▶ _WORK REQUIRED_
Give the count of lines holding the string "this" and nothing else.

▶ _DATASET EXTRACT_
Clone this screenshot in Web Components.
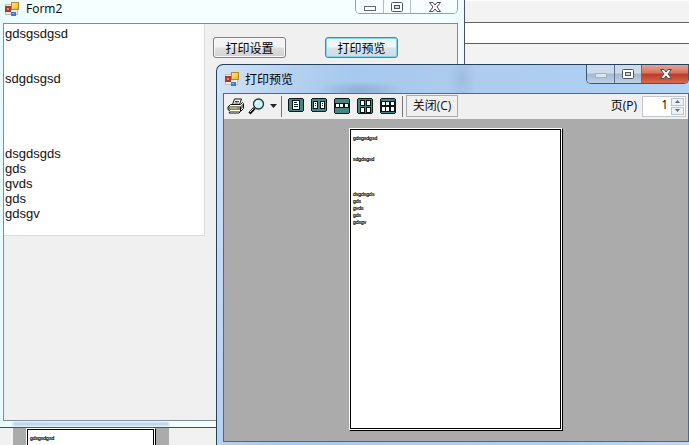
<!DOCTYPE html>
<html lang="zh">
<head>
<meta charset="utf-8">
<title>打印预览</title>
<style>
html, body { height: 100%; margin: 0; }
body { overflow: hidden; font: 12px/15px "Liberation Sans", "Noto Sans CJK SC", sans-serif; color: #000; }
</style>
</head>
<body>
<demo-desktop></demo-desktop>
<script>
const define = (name, html, setup) => customElements.define(name, class extends HTMLElement {
  constructor() {
    super();
    const t = document.createElement('template');
    t.innerHTML = html;
    this.attachShadow({ mode: 'open' }).append(t.content.cloneNode(true));
  }
  connectedCallback() { if (setup) setup(this, this.shadowRoot); }
});

define('form-icon', `
<style>:host { display: block; width: 14px; height: 14px; } svg { display: block; }</style>
<svg width="14" height="14" viewBox="0 0 14 14" aria-hidden="true">
  <defs>
    <linearGradient id="y" x2="1" y2="1"><stop stop-color="#ffe98c"/><stop offset="1" stop-color="#f0b11c"/></linearGradient>
  </defs>
  <rect x=".5" y="2.500" width="12" height="10" fill="#f3efe6" stroke="#c4bcae"/>
  <rect x="0" y="4" width="6" height="6" fill="#a5392c"/><rect x="2" y="6" width="2" height="2" fill="#e98a75"/>
  <rect x="6.500" y=".5" width="7" height="7" fill="url(#y)" stroke="#b8862a"/>
  <rect x="6" y="10" width="5" height="4" fill="#3c78d8"/><rect x="7" y="11" width="2" height="1" fill="#8db8f5"/>
</svg>`);

define('caption-buttons', `
<style>
:host { display: grid; grid-template-columns: 28px 27px 48px; height: 19px; box-sizing: border-box;
  border: 1px solid #44566b; border-top: 0; border-radius: 0 0 5px 5px; overflow: hidden; width: 103px; }
button { margin: 0; padding: 0; border: 0; border-right: 1px solid #5d7087; display: grid; place-items: center;
  background: linear-gradient(#cddcec 0 45%, #a3b7cd 50%, #bfd3e8); }
button:last-child { border: 0; background: linear-gradient(#e5a394, #d67460 45%, #b83a26 50%, #d96a4c); }
:host([plain]) { height: 14px; border-color: #96a0ab; }
:host([plain]) button { background: #f8feff; border-color: #b4bcc4; padding-bottom: 6px; }
svg { display: block; }
</style>
<button type="button" aria-label="最小化"><svg width="14" height="14"><rect x="1.500" y="6.500" width="11" height="4" fill="#fff" stroke="#5e6773"/></svg></button>
<button type="button" aria-label="最大化"><svg width="14" height="14"><rect x="1.500" y="2.500" width="11" height="9" rx="1" fill="#fff" stroke="#4b5665"/><rect x="4.500" y="5.500" width="5" height="3" fill="#cddae7" stroke="#4b5665"/></svg></button>
<button type="button" aria-label="关闭"><svg width="14" height="14"><path d="M1.500 2.500h3.500l2 2.500 2-2.500h3.500l-3.500 4.500 3.500 4.500h-3.500l-2-2.500-2 2.500h-3.500l3.500-4.500z" fill="#fff" stroke="#4f4a55"/></svg></button>
`, (host, root) => {
  if (!host.hasAttribute('plain')) {
    const r = root.querySelector('rect');
    r.setAttribute('stroke', '#a3afbd'); r.setAttribute('fill', '#dbe5ef');
  }
});

define('form-window', `
<style>
:host { display: flex; flex-direction: column; box-sizing: border-box; padding: 0 6px 6px 3px;
  border-right: 1px solid #4a535b; border-bottom: 1px solid #3d4c5f;
  background: linear-gradient(90deg, #e9fbfd, #f6ffff 12% 90%, #eefcff); }
header { display: flex; justify-content: space-between; align-items: flex-start; height: 23px; }
.title { display: flex; gap: 7px; padding: 0 0 0 2px; line-height: 17px; font-family: "Open Sans", "Noto Sans", sans-serif; }
form-icon { margin-top: 2px; }
.client { flex: 1; display: flex; align-items: flex-start; border: 1px solid #7d8f94; background: #f0f0f0; }
</style>
<header><span class="title"><form-icon></form-icon><slot name="title"></slot></span><caption-buttons plain></caption-buttons></header>
<div class="client"><slot></slot></div>`);

define('text-box', `
<style>
:host { display: block; width: 201px; height: 212px; }
textarea { display: block; box-sizing: border-box; width: 100%; height: 100%; margin: 0; padding: 2px 1px; resize: none; outline: 0;
  border: 0; border-right: 1px solid #dcdcdc; border-bottom: 1px solid #dcdcdc; border-radius: 0; background: #fff; color: #111;
  overflow: hidden; font: 13px/15px "Liberation Sans", sans-serif; }
</style>
<textarea aria-label="文本" spellcheck="false"></textarea>`,
(host, root) => { root.querySelector('textarea').value = host.getAttribute('value'); });

define('push-button', `
<style>
:host { display: block; }
button { display: block; box-sizing: border-box; width: 73px; height: 21px; padding: 0 0 1px; border: 1px solid #808080; border-radius: 3px;
  background: linear-gradient(#f4f4f4 0 48%, #dedede 52%, #d2d2d2); box-shadow: inset 0 0 0 1px #fafafa;
  font: 12px/17px "Noto Sans CJK SC", sans-serif; color: #000; }
:host([focused]) button { border-color: #3c8fae; box-shadow: inset 0 0 0 1px #7fd5f2; background: linear-gradient(#eef6f9 0 48%, #d9e4e9 52%, #d0dce1); }
</style>
<button type="button"><slot></slot></button>`);

const pageIcon = (label, h, cells) => `<button type="button" aria-label="${label}"><svg width="16" height="${h}" shape-rendering="crispEdges">
<path d="M1 1h14v${h - 2}h-14z" fill="#478582"/><path d="M1 0h14v1h1v${h - 2}h-1v1h-14v-1h-1v-${h - 2}h1zM1 1v${h - 2}h14v-${h - 2}z" fill="#0b1b1b" fill-rule="evenodd"/>
${cells.map(([x, y, w, h]) => `<rect x="${x}" y="${y}" width="${w}" height="${h}" fill="#061414"/><rect x="${x + 1}" y="${y + 1}" width="${w - 2}" height="${h - 2}" fill="#fff"/>`).join('')}
${cells.length === 1 ? '<path d="M6 4h3v1h-3zM6 6h4v1h-4zM6 8h4v1h-4z" fill="#122"/>' : ''}
${cells.length === 2 ? '<path d="M4 5h1v1h-1zM4 7h1v1h-1zM11 5h1v1h-1zM11 7h1v1h-1z" fill="#122"/>' : ''}</svg></button>`;

define('preview-toolbar', `
<style>
:host { display: flex; align-items: center; height: 25px; box-sizing: border-box; padding: 0 2px 1px 3px; background: #f0f0f0;
  font: 12px/18px "Open Sans", "Noto Sans CJK SC", sans-serif; }
button { margin: 0; padding: 0; border: 0; background: none; color: #111; font: inherit; }
button svg { display: block; }
.zoom { display: flex; align-items: center; gap: 5px; margin: 0 4px; }
.sep { width: 1px; height: 21px; background: #777; }
.pages { display: flex; height: 16px; align-items: flex-start; gap: 7px; margin: 0 6px; }
.close { box-sizing: border-box; width: 52px; height: 22px; margin-left: 3px; border: 1px solid #aaa; line-height: 18px; }
label { margin-left: auto; padding-right: 5px; }
.num { display: flex; box-sizing: border-box; width: 44px; height: 21px; border: 1px solid #c2c7cd; background: #fff; padding: 1px; }
input { appearance: textfield; flex: 1; min-width: 0; border: 0; margin: 0; padding: 0 3px 3px 0; outline: 0; text-align: right; background: none; font: 12px/15px "Open Sans", sans-serif; }
input::-webkit-inner-spin-button { display: none; }
.spin { display: grid; width: 13px; gap: 1px; }
.spin button { display: grid; place-items: center; box-sizing: border-box; border: 1px solid #b9c3ce; background: #edf1f6; }
</style>
<button type="button" aria-label="打印"><svg width="17" height="16" viewBox="0 0 17 16">
  <path d="M5.500 6.500 7.500 1h7l-2 5.500z" fill="#fff" stroke="#111"/><path d="M8 3.500h4M7.500 5h4" stroke="#111" stroke-width=".8"/>
  <path d="M3.500 6.500h10l2-2 1 1v5l-3 3h-10l-2.500-2v-2.500z" fill="#fffef0" stroke="#111"/>
  <path d="M1 9h12.500l3-3M1 11h12.500l3-3M13.500 9v4" fill="none" stroke="#111"/><path d="M3 10h7" stroke="#d4d03a"/>
  <path d="M3 13.500 2 15h10l1.500-1.500" fill="#fff" stroke="#111"/></svg></button>
<span class="zoom"><button type="button" aria-label="缩放"><svg width="17" height="17" viewBox="0 0 17 17">
  <path d="M6.500 10 1.500 15.500" stroke="#111" stroke-width="3"/><path d="M5.500 10.500 2 14" stroke="#ddd" stroke-width="1"/>
  <circle cx="10.500" cy="6" r="5" fill="#c9f1f3" stroke="#16393b" stroke-width="1.300"/><path d="M8 6a3 3 0 0 1 3-3" fill="none" stroke="#fff" stroke-width="1.500"/></svg></button>
<button type="button" aria-label="缩放选项"><svg width="7" height="4"><path d="M0 0h7l-3.500 4z" fill="#222"/></svg></button></span>
<span class="sep"></span>
<span class="pages">
${pageIcon('一页', 14, [[4, 2, 8, 10]])}
${pageIcon('两页', 14, [[2, 3, 5, 8], [9, 3, 5, 8]])}
${pageIcon('三页', 16, [[1, 5, 5, 5], [5, 5, 5, 5], [10, 5, 5, 5]])}
${pageIcon('四页', 16, [[3, 2, 5, 6], [9, 2, 5, 6], [3, 9, 5, 6], [9, 9, 5, 6]])}
${pageIcon('六页', 16, [[1, 3, 5, 5], [5, 3, 5, 5], [10, 3, 5, 5], [1, 8, 5, 6], [5, 8, 5, 6], [10, 8, 5, 6]])}
</span>
<span class="sep"></span>
<button type="button" class="close">关闭(C)</button>
<label for="page">页(P)</label>
<span class="num"><input id="page" type="number" value="1" min="1"><span class="spin">
<button type="button" aria-label="下一页"><svg width="5" height="3"><path d="M0 3h5l-2.500-3z" fill="#5b6a85"/></svg></button>
<button type="button" aria-label="上一页"><svg width="5" height="3"><path d="M0 0h5l-2.500 3z" fill="#5b6a85"/></svg></button></span></span>`);

define('paper-sheet', `
<style>
:host { display: block; box-sizing: border-box; background: #fff; padding: 0 1px 1px 0;
  border: 1px solid #000; border-top-color: #fff; border-left-color: #fff; }
div { box-sizing: border-box; height: 100%; border: 1px solid #000; padding: 5px 2px; white-space: pre; background: #fff;
  font: 5px/7px "Liberation Sans", sans-serif; color: #000; -webkit-text-stroke: 0.2px #000; overflow: hidden; }
</style>
<div><slot></slot></div>`);

define('preview-window', `
<style>
:host { display: flex; flex-direction: column; box-sizing: border-box; padding: 0 0 3px 6px; border: 1px solid #24405c; border-width: 1px 0 0 1px;
  border-radius: 7px 0 0 0; overflow: hidden;
  background:
    radial-gradient(44px 9px at 144px 25px, #7f9dbe99, transparent) no-repeat,
    radial-gradient(14px 30px at 245px 14px, #86a9ce66, transparent) no-repeat,
    linear-gradient(100deg, #d3e4f7, #b5d1ef 14%, #a6c9ed 25%, #afcced 50%, #acd0f3 75%, #bdd9f3); }
header { display: flex; justify-content: space-between; align-items: flex-start; height: 28px; }
.title { display: flex; gap: 6px; padding: 7px 0 0 2px; line-height: 14px; font-family: "Noto Sans CJK SC", sans-serif; }
.client { flex: 1; min-height: 0; display: flex; flex-direction: column; border: 1px solid #4c6a8c; border-bottom-color: #52637a; background: #ababab; }
.canvas { flex: 1; min-height: 0; display: flex; justify-content: center; padding: 9px 0 10px; }
paper-sheet { height: 100%; aspect-ratio: 214 / 303; }
</style>
<header><span class="title"><form-icon></form-icon><slot name="title"></slot></span><caption-buttons></caption-buttons></header>
<div class="client"><preview-toolbar></preview-toolbar><div class="canvas"><paper-sheet><slot></slot></paper-sheet></div></div>`);

define('back-window', `
<style>
:host { display: block; background: #f3f3f3; border-top: 1px solid #fff; }
.line { height: 20px; margin-top: 21px; border: 1px solid #606060; border-width: 1px 0; background: #fff; }
</style>
<div class="line"></div>`);

define('lower-window', `
<style>
:host { display: block; background: #f1f1f1; overflow: hidden; }
.area { width: 156px; height: 100%; box-sizing: border-box; margin-left: 13px; padding: 1px 13px 0; background: #ababab; }
paper-sheet { height: 180px; }
</style>
<div class="area"><paper-sheet><slot></slot></paper-sheet></div>`);

define('demo-desktop', `
<style>
:host { display: block; position: relative; height: 100vh; overflow: hidden; background: #f3f3f3; }
back-window { position: absolute; inset: 0 0 auto 0; }
lower-window { position: absolute; left: 0; right: 0; bottom: 0; height: 18px; }
form-window { position: absolute; left: 0; top: 0; width: 465px; bottom: 17px; }
preview-window { position: absolute; left: 216px; top: 64px; right: 0; bottom: 0; }
.glow { position: absolute; left: 13px; bottom: 19px; width: 156px; height: 4px; background: #bdd2ef; filter: blur(1px); }
push-button { margin: 13px 0 0 8px; }
push-button[focused] { margin-left: 39px; }
</style>
<back-window></back-window>
<lower-window>gdsgsdgsd</lower-window>
<form-window><span slot="title">Form2</span>
<text-box value="gdsgsdgsd&#10;&#10;&#10;sdgdsgsd&#10;&#10;&#10;&#10;&#10;dsgdsgds&#10;gds&#10;gvds&#10;gds&#10;gdsgv"></text-box>
<push-button>打印设置</push-button><push-button focused>打印预览</push-button></form-window>
<div class="glow"></div>
<preview-window><span slot="title">打印预览</span>gdsgsdgsd


sdgdsgsd




dsgdsgds
gds
gvds
gds
gdsgv</preview-window>`);
</script>
</body>
</html>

▶ _IN RESPONSE_
3